En la ciudad de Molsheim, en Alsacia, Francia (una conflictiva región que por entonces pertenecía a Alemania) funcionó durante 30 años una fábrica que llevaba el nombre de su fundador, Ettore Bugatti.

Nacido en Milán el 15 de noviembre de 1881, había sido un niño prodigio, con un talento desmesurado para la mecánica. En esas tres décadas de actividad, salieron de la planta ocho mil unidades, hasta que cerró sus puertas en el año 1939.
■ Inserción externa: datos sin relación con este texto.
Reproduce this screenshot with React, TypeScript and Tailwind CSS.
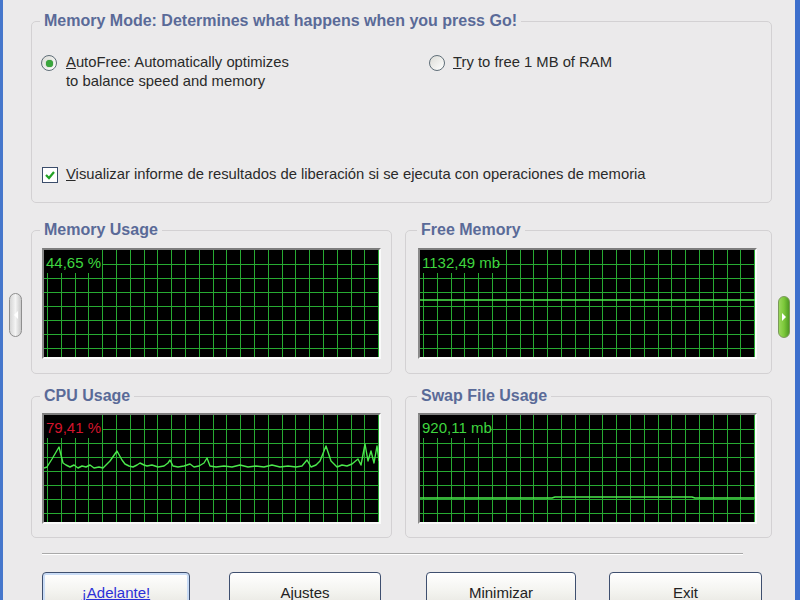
import React from 'react';

type Pt = [number, number];

const GRAPH_W = 335;
const GRAPH_H = 107;

const cpuPts: Pt[] = [
  [0, 53], [3, 52], [8, 44], [15, 32], [19, 48], [22, 50], [26, 52], [30, 50], [34, 53], [38, 51],
  [42, 52], [46, 50], [50, 53], [55, 52], [59, 53], [66, 46], [73, 36], [78, 45], [81, 49], [85, 51],
  [89, 52], [93, 50], [96, 48], [100, 50], [103, 51], [108, 50], [114, 52], [120, 51], [124, 48],
  [126, 45], [129, 51], [134, 52], [140, 51], [146, 49], [150, 52], [155, 51], [160, 48], [163, 43],
  [166, 51], [172, 52], [180, 51], [188, 52], [196, 50], [204, 52], [212, 51], [220, 52], [228, 50],
  [236, 52], [244, 51], [252, 52], [258, 51], [263, 45], [267, 52], [272, 50], [276, 46], [282, 31],
  [287, 46], [293, 52], [298, 50], [303, 51], [308, 49], [314, 44], [317, 50], [321, 29], [324, 46],
  [327, 36], [330, 48], [333, 31], [335, 46],
];

const swapPts: Pt[] = [
  [0, 83], [132, 83], [135, 82], [272, 82], [275, 83], [335, 83],
];

const freePts: Pt[] = [[0, 50], [335, 50]];

function Graph({ label, labelColor, labelW, pts }: { label: string; labelColor: string; labelW: number; pts?: Pt[] }) {
  const vLines: number[] = [];
  for (let x = 3; x < GRAPH_W; x += 13.8) vLines.push(Math.round(x) + 0.5);
  const hLines: number[] = [];
  for (let y = 14; y < GRAPH_H; y += 14) hLines.push(y + 0.5);

  return (
    <div className="w-[339px] h-[111px] border-2 border-t-[#7d7d7d] border-l-[#8a8a8a] border-b-[#fafafa] border-r-[#fafafa] bg-black">
      <svg width={GRAPH_W} height={GRAPH_H} className="block">
        {vLines.map((x) => (
          <line key={'v' + x} x1={x} y1={0} x2={x} y2={GRAPH_H} stroke="#27aa32" strokeWidth={1} />
        ))}
        {hLines.map((y) => (
          <line key={'h' + y} x1={0} y1={y} x2={GRAPH_W} y2={y} stroke="#27aa32" strokeWidth={1} />
        ))}
        <rect x={0} y={0} width={labelW} height={23} fill="#000" />
        {pts && (
          <polyline
            points={pts.map((p) => p.join(',')).join(' ')}
            fill="none"
            stroke="#4be84c"
            strokeWidth={1.4}
            strokeLinejoin="round"
          />
        )}
        <text x={2} y={18} fill={labelColor} fontSize={15} fontFamily="Liberation Sans, Arial, sans-serif">
          {label}
        </text>
      </svg>
    </div>
  );
}

function Group({ title, width, titleMl, graphMl, mb, mt, children }: {
  title: string; width: string; titleMl: string; graphMl: string; mb: string; mt: string; children: React.ReactNode;
}) {
  return (
    <fieldset className={`${width} border border-[#d3d1d3] rounded-[5px]`}>
      <legend className={`${titleMl} px-[4px] text-[16px] leading-[20px] font-bold text-[#5a6a98]`}>{title}</legend>
      <div className={`${graphMl} ${mt} ${mb}`}>{children}</div>
    </fieldset>
  );
}

function Radio({ checked }: { checked?: boolean }) {
  return (
    <span className="mt-[2px] w-[16px] h-[16px] shrink-0 rounded-full border border-[#5f6e78] bg-gradient-to-br from-[#dcdcd6] to-white flex items-center justify-center">
      {checked && <span className="w-[7px] h-[7px] rounded-full bg-[#3aa63c] shadow-[0_0_1px_#1d7a1f]" />}
    </span>
  );
}

function Button({ children, w, ml, primary }: { children: React.ReactNode; w: string; ml: string; primary?: boolean }) {
  return (
    <button
      className={`${w} ${ml} h-[40px] shrink-0 rounded-[4px] border border-[#3e4f6f] bg-gradient-to-b from-white via-[#f3f3ef] to-[#e3e2dc] text-[15px] pt-[2px] ${
        primary ? 'text-[#2b30d8] underline shadow-[inset_0_0_0_2px_#c9dcf6]' : 'text-[#222]'
      }`}
    >
      {children}
    </button>
  );
}

export default function App() {
  return (
    <div className="w-[800px] h-[600px] overflow-hidden flex bg-[#ebeaeb] border-l-[3px] border-r-[5px] border-l-[#4677cc] border-r-[#3d6fcc] font-['Liberation_Sans',Arial,sans-serif] text-[#2a2a2a]">
      {/* left side tab */}
      <div className="w-[28px] shrink-0 pt-[293px] pl-[6px]">
        <div className="w-[13px] h-[44px] rounded-full border border-[#8e8e8e] bg-gradient-to-r from-[#d6d6d6] via-[#f4f4f4] to-[#c9c9c9] flex items-center justify-center">
          <span className="w-0 h-0 border-y-[4px] border-y-transparent border-r-[4px] border-r-white" />
        </div>
      </div>

      <div className="w-[741px] shrink-0 flex flex-col pt-[11px]">
        <fieldset className="border border-[#d3d1d3] rounded-[5px]">
          <legend className="ml-[8px] px-[4px] text-[16px] leading-[20px] font-bold text-[#5a6a98]">
            Memory Mode: Determines what happens when you press Go!
          </legend>
          <div className="pl-[9px] pt-[22px] pb-[18px] text-[14.8px] leading-[19px]">
            <div className="flex">
              <div className="w-[388px] flex gap-[9px]">
                <Radio checked />
                <div>
                  <u>A</u>utoFree: Automatically optimizes
                  <br />
                  to balance speed and memory
                </div>
              </div>
              <div className="flex gap-[8px]">
                <Radio />
                <div>
                  <u>T</u>ry to free 1 MB of RAM
                </div>
              </div>
            </div>
            <div className="mt-[74px] flex items-center gap-[8px] pl-[1px]">
              <span className="w-[16px] h-[16px] border border-[#3b4d6b] bg-white flex items-center justify-center">
                <svg width="12" height="12" viewBox="0 0 12 12">
                  <path d="M2 6 L5 9 L10 3" fill="none" stroke="#22a224" strokeWidth="2.2" />
                </svg>
              </span>
              <span>
                <u>V</u>isualizar informe de resultados de liberación si se ejecuta con operaciones de memoria
              </span>
            </div>
          </div>
        </fieldset>

        <div className="flex gap-[13px] mt-[17px]">
          <Group title="Memory Usage" width="w-[361px]" titleMl="ml-[8px]" graphMl="ml-[10px]" mt="mt-[8px]" mb="mb-[14px]">
            <Graph label="44,65 %" labelColor="#3fd63f" labelW={58} />
          </Group>
          <Group title="Free Memory" width="w-[367px]" titleMl="ml-[11px]" graphMl="ml-[12px]" mt="mt-[8px]" mb="mb-[14px]">
            <Graph label="1132,49 mb" labelColor="#3fd63f" labelW={77} pts={freePts} />
          </Group>
        </div>

        <div className="flex gap-[13px] mt-[12px]">
          <Group title="CPU Usage" width="w-[361px]" titleMl="ml-[8px]" graphMl="ml-[10px]" mt="mt-[7px]" mb="mb-[13px]">
            <Graph label="79,41 %" labelColor="#d4142c" labelW={58} pts={cpuPts} />
          </Group>
          <Group title="Swap File Usage" width="w-[367px]" titleMl="ml-[11px]" graphMl="ml-[12px]" mt="mt-[7px]" mb="mb-[13px]">
            <Graph label="920,11 mb" labelColor="#3fd63f" labelW={70} pts={swapPts} />
          </Group>
        </div>

        <div className="ml-[11px] w-[701px] mt-[15px] border-t border-t-[#a9a9a9] border-b border-b-white" />

        <div className="flex mt-[17px]">
          <Button w="w-[148px]" ml="ml-[11px]" primary>¡Adelante!</Button>
          <Button w="w-[152px]" ml="ml-[39px]">Ajustes</Button>
          <Button w="w-[150px]" ml="ml-[45px]">Minimizar</Button>
          <Button w="w-[153px]" ml="ml-[33px]">Exit</Button>
        </div>
      </div>

      {/* right side tab */}
      <div className="flex-1 pt-[296px] pl-[6px]">
        <div className="w-[12px] h-[42px] rounded-full border border-[#7a9a5a] bg-gradient-to-r from-[#9ad85a] via-[#7cc83a] to-[#4f9a22] flex items-center justify-center">
          <span className="w-0 h-0 border-y-[4px] border-y-transparent border-l-[4px] border-l-white" />
        </div>
      </div>
    </div>
  );
}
Unas 1700 unidades se dice aún están en uso, unas 200 se exhiben en el museo de Molsheim. Son joyas codiciadas por los coleccionistas de todo el mundo, que han hecho de las Bugatti un objeto de culto.
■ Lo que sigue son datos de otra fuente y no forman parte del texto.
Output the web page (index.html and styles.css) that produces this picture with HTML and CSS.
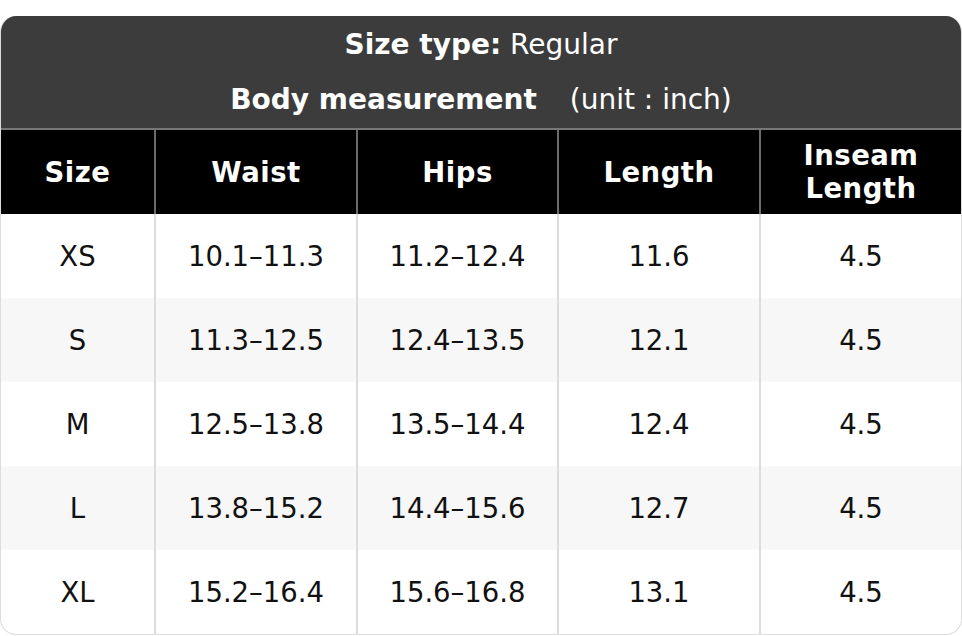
FILE: index.html
```html
<!DOCTYPE html>
<html>
<head>
<meta charset="utf-8">
<link rel="stylesheet" href="styles.css">
</head>
<body>
<div class="chart">
  <div class="title">
    <div class="title-line"><b>Size type:</b> Regular</div>
    <div class="title-line"><b>Body measurement</b><span class="unit">(unit : inch)</span></div>
  </div>
  <table class="sizes">
    <colgroup>
      <col class="c1"><col class="c2"><col class="c3"><col class="c4"><col class="c5">
    </colgroup>
    <thead>
      <tr><th>Size</th><th>Waist</th><th>Hips</th><th>Length</th><th>Inseam<br>Length</th></tr>
    </thead>
    <tbody>
      <tr><td>XS</td><td>10.1–11.3</td><td>11.2–12.4</td><td>11.6</td><td>4.5</td></tr>
      <tr><td>S</td><td>11.3–12.5</td><td>12.4–13.5</td><td>12.1</td><td>4.5</td></tr>
      <tr><td>M</td><td>12.5–13.8</td><td>13.5–14.4</td><td>12.4</td><td>4.5</td></tr>
      <tr><td>L</td><td>13.8–15.2</td><td>14.4–15.6</td><td>12.7</td><td>4.5</td></tr>
      <tr><td>XL</td><td>15.2–16.4</td><td>15.6–16.8</td><td>13.1</td><td>4.5</td></tr>
    </tbody>
  </table>
</div>
</body>
</html>
```
FILE: styles.css
```css
html, body {
  margin: 0;
  padding: 0;
  background: #fff;
}
body {
  font-family: "DejaVu Sans", sans-serif;
  padding-top: 16px;
}
.chart {
  width: 962px;
  box-sizing: border-box;
  border: 1px solid #dcdcdc;
  border-top: none;
  border-radius: 16px;
  overflow: hidden;
}
.title {
  background: #3c3c3c;
  color: #fff;
  height: 114px;
  box-sizing: border-box;
  padding-top: 1px;
  text-align: center;
  font-size: 28px;
  border-bottom: 2px solid #777;
}
.title-line {
  height: 55px;
  line-height: 55px;
}
.unit {
  margin-left: 33px;
}
.sizes {
  width: 100%;
  border-collapse: collapse;
  table-layout: fixed;
  font-size: 27.5px;
}
.c1 { width: 154px; }
.c2 { width: 202px; }
.c3 { width: 201px; }
.c4 { width: 202px; }
.sizes th {
  background: #000;
  color: #fff;
  font-weight: bold;
  font-size: 27.5px;
  height: 84px;
  line-height: 33px;
  padding: 0;
  border-left: 2px solid #6a6a6a;
  letter-spacing: 0.5px;
}
.sizes td {
  height: 84px;
  padding: 0;
  text-align: center;
  color: #111;
  border-left: 2px solid #dcdcdc;
}
.sizes th:first-child, .sizes td:first-child {
  border-left: none;
}
.sizes tbody tr:nth-child(even) td {
  background: #f7f7f7;
}
```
Su padre, de nombre Carlo, era un genial diseñador de interiores, amigo de León Tolstoi y discípulo de John Ruskin, el crítico y teórico inglés.
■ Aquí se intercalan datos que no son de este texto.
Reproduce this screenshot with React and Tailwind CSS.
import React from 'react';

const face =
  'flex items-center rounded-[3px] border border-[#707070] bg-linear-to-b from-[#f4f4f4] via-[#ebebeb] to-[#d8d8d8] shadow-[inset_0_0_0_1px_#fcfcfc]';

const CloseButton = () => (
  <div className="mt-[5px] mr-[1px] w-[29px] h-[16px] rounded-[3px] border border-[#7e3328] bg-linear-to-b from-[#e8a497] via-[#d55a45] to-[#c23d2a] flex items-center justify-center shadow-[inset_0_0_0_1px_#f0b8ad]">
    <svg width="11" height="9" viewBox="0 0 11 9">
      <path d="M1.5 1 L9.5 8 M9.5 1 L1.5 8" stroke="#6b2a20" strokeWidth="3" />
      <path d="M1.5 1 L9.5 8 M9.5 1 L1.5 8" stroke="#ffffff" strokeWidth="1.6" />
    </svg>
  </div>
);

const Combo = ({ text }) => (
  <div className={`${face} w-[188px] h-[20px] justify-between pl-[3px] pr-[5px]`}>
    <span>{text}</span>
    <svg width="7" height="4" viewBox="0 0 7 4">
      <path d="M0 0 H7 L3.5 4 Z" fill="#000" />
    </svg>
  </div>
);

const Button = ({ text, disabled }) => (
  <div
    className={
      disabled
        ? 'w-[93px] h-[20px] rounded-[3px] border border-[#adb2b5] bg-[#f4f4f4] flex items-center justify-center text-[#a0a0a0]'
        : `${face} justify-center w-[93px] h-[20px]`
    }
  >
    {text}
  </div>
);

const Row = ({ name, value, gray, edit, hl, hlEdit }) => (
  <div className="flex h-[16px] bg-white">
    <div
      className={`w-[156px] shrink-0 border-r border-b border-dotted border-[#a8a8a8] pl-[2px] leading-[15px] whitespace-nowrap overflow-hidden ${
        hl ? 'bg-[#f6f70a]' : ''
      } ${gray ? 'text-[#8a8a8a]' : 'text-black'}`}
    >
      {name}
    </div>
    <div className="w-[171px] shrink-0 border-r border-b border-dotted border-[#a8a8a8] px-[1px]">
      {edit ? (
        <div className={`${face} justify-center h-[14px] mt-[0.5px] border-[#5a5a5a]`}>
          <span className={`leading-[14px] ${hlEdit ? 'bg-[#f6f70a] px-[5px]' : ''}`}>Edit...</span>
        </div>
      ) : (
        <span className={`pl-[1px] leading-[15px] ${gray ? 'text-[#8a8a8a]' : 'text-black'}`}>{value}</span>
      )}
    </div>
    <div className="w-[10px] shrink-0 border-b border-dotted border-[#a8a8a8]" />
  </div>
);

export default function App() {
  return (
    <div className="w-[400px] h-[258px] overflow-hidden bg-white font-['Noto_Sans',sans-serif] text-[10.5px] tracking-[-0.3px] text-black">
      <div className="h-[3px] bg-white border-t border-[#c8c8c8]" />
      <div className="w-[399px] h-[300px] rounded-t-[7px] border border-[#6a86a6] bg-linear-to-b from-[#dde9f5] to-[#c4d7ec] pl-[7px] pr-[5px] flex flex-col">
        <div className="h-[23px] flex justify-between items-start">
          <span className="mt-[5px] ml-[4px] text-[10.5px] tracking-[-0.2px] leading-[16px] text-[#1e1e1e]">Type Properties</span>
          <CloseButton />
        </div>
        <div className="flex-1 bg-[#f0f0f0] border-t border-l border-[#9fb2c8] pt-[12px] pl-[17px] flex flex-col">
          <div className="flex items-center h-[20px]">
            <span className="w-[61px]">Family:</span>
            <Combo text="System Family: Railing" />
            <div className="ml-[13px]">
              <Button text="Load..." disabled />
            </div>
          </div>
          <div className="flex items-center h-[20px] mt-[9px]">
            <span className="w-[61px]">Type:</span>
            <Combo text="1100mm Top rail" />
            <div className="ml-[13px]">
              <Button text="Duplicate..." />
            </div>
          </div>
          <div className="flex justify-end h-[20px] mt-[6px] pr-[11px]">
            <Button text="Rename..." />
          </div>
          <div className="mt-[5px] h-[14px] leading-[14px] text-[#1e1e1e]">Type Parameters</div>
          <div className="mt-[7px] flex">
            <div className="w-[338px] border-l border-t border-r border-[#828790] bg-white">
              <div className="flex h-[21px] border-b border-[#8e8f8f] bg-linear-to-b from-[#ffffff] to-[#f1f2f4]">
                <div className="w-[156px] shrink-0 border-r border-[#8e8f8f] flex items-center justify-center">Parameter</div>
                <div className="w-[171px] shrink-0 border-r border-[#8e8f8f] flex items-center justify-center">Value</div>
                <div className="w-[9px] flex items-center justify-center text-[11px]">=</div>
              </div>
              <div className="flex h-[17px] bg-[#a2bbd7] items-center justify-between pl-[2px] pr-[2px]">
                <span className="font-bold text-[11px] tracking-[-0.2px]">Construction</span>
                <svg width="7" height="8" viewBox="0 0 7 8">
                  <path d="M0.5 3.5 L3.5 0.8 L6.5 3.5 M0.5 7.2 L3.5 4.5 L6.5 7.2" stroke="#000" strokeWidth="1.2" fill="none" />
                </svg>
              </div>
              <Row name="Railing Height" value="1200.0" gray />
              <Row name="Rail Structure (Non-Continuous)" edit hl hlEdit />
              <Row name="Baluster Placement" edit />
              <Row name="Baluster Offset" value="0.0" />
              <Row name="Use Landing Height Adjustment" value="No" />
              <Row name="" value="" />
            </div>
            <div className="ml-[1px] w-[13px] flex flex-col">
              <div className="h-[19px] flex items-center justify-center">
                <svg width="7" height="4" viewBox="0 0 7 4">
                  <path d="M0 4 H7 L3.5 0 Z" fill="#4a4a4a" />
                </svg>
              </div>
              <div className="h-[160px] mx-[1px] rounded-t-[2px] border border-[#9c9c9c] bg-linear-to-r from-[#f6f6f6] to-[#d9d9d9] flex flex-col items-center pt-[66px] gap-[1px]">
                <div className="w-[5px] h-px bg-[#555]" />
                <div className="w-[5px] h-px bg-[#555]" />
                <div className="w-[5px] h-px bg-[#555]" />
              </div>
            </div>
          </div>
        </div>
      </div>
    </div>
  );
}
Sus muebles de aire oriental, muy buscados hoy en día, prefiguran el modernismo de la Bauhaus.

Sus hijos fueron tan talentosos como él, Rembrandt el mayor, era un increíble escultor, especializado en figuras de animales. En plena gloria se suicidó inexplicablemente.

Tener uno de ellos no era solamente cuestión de dinero, había que ser moderno, poseer cierto espíritu deportivo y una dosis de audacia.

Varias de las innovaciones que introdujo en sus modelos aún se siguen usando, como la suspensión independiente y las válvulas de cabeza.

Murió en 1946, a los 66 años, sin enterarse que su fábrica, confiscada durante la Segunda Guerra Mundial le había sido devuelta legalmente.